_Task instructions_
Copy out the listing exactly.

_Dataset excerpts_

====

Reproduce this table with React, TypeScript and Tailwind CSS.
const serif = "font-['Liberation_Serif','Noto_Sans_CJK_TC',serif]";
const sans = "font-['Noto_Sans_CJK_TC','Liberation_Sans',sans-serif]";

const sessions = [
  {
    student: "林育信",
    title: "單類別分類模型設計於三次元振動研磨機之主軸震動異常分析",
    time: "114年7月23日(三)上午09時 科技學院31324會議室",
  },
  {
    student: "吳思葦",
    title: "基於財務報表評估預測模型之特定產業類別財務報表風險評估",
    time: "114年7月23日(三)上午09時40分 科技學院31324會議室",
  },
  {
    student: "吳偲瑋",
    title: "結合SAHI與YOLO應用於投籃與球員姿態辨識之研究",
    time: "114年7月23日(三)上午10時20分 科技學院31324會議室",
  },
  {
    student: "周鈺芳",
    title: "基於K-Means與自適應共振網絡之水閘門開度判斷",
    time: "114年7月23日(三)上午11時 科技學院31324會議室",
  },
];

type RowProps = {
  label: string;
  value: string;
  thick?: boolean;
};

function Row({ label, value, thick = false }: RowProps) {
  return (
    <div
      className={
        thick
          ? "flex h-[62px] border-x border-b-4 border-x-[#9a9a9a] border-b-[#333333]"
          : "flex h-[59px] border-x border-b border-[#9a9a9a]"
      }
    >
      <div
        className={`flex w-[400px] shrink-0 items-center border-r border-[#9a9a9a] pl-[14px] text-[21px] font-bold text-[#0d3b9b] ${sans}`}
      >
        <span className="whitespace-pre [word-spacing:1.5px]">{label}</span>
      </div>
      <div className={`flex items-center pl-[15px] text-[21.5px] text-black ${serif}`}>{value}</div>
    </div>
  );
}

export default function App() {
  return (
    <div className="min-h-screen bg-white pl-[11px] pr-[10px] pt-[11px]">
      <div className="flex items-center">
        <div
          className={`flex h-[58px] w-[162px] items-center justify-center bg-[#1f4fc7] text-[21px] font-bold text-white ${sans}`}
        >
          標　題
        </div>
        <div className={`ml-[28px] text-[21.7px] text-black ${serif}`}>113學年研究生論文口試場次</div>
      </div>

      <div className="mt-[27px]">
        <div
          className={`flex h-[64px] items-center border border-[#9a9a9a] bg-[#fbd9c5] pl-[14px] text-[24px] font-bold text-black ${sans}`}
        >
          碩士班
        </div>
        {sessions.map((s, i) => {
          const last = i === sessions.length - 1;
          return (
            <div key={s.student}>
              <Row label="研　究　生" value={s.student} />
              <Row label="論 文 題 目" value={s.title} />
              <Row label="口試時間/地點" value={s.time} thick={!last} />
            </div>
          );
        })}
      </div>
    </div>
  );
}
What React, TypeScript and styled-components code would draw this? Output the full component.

====

_The reply_
Reproduce this table with React, TypeScript and Tailwind CSS.
const serif = "font-['Liberation_Serif','Noto_Sans_CJK_TC',serif]";
const sans = "font-['Noto_Sans_CJK_TC','Liberation_Sans',sans-serif]";

const sessions = [
  {
    student: "林育信",
    title: "單類別分類模型設計於三次元振動研磨機之主軸震動異常分析",
    time: "114年7月23日(三)上午09時 科技學院31324會議室",
  },
  {
    student: "吳思葦",
    title: "基於財務報表評估預測模型之特定產業類別財務報表風險評估",
    time: "114年7月23日(三)上午09時40分 科技學院31324會議室",
  },
  {
    student: "吳偲瑋",
    title: "結合SAHI與YOLO應用於投籃與球員姿態辨識之研究",
    time: "114年7月23日(三)上午10時20分 科技學院31324會議室",
  },
  {
    student: "周鈺芳",
    title: "基於K-Means與自適應共振網絡之水閘門開度判斷",
    time: "114年7月23日(三)上午11時 科技學院31324會議室",
  },
];

type RowProps = {
  label: string;
  value: string;
  thick?: boolean;
};

function Row({ label, value, thick = false }: RowProps) {
  return (
    <div
      className={
        thick
          ? "flex h-[62px] border-x border-b-4 border-x-[#9a9a9a] border-b-[#333333]"
          : "flex h-[59px] border-x border-b border-[#9a9a9a]"
      }
    >
      <div
        className={`flex w-[400px] shrink-0 items-center border-r border-[#9a9a9a] pl-[14px] text-[21px] font-bold text-[#0d3b9b] ${sans}`}
      >
        <span className="whitespace-pre [word-spacing:1.5px]">{label}</span>
      </div>
      <div className={`flex items-center pl-[15px] text-[21.5px] text-black ${serif}`}>{value}</div>
    </div>
  );
}

export default function App() {
  return (
    <div className="min-h-screen bg-white pl-[11px] pr-[10px] pt-[11px]">
      <div className="flex items-center">
        <div
          className={`flex h-[58px] w-[162px] items-center justify-center bg-[#1f4fc7] text-[21px] font-bold text-white ${sans}`}
        >
          標　題
        </div>
        <div className={`ml-[28px] text-[21.7px] text-black ${serif}`}>113學年研究生論文口試場次</div>
      </div>

      <div className="mt-[27px]">
        <div
          className={`flex h-[64px] items-center border border-[#9a9a9a] bg-[#fbd9c5] pl-[14px] text-[24px] font-bold text-black ${sans}`}
        >
          碩士班
        </div>
        {sessions.map((s, i) => {
          const last = i === sessions.length - 1;
          return (
            <div key={s.student}>
              <Row label="研　究　生" value={s.student} />
              <Row label="論 文 題 目" value={s.title} />
              <Row label="口試時間/地點" value={s.time} thick={!last} />
            </div>
          );
        })}
      </div>
    </div>
  );
}
What React, TypeScript and styled-components code would draw this? Output the full component.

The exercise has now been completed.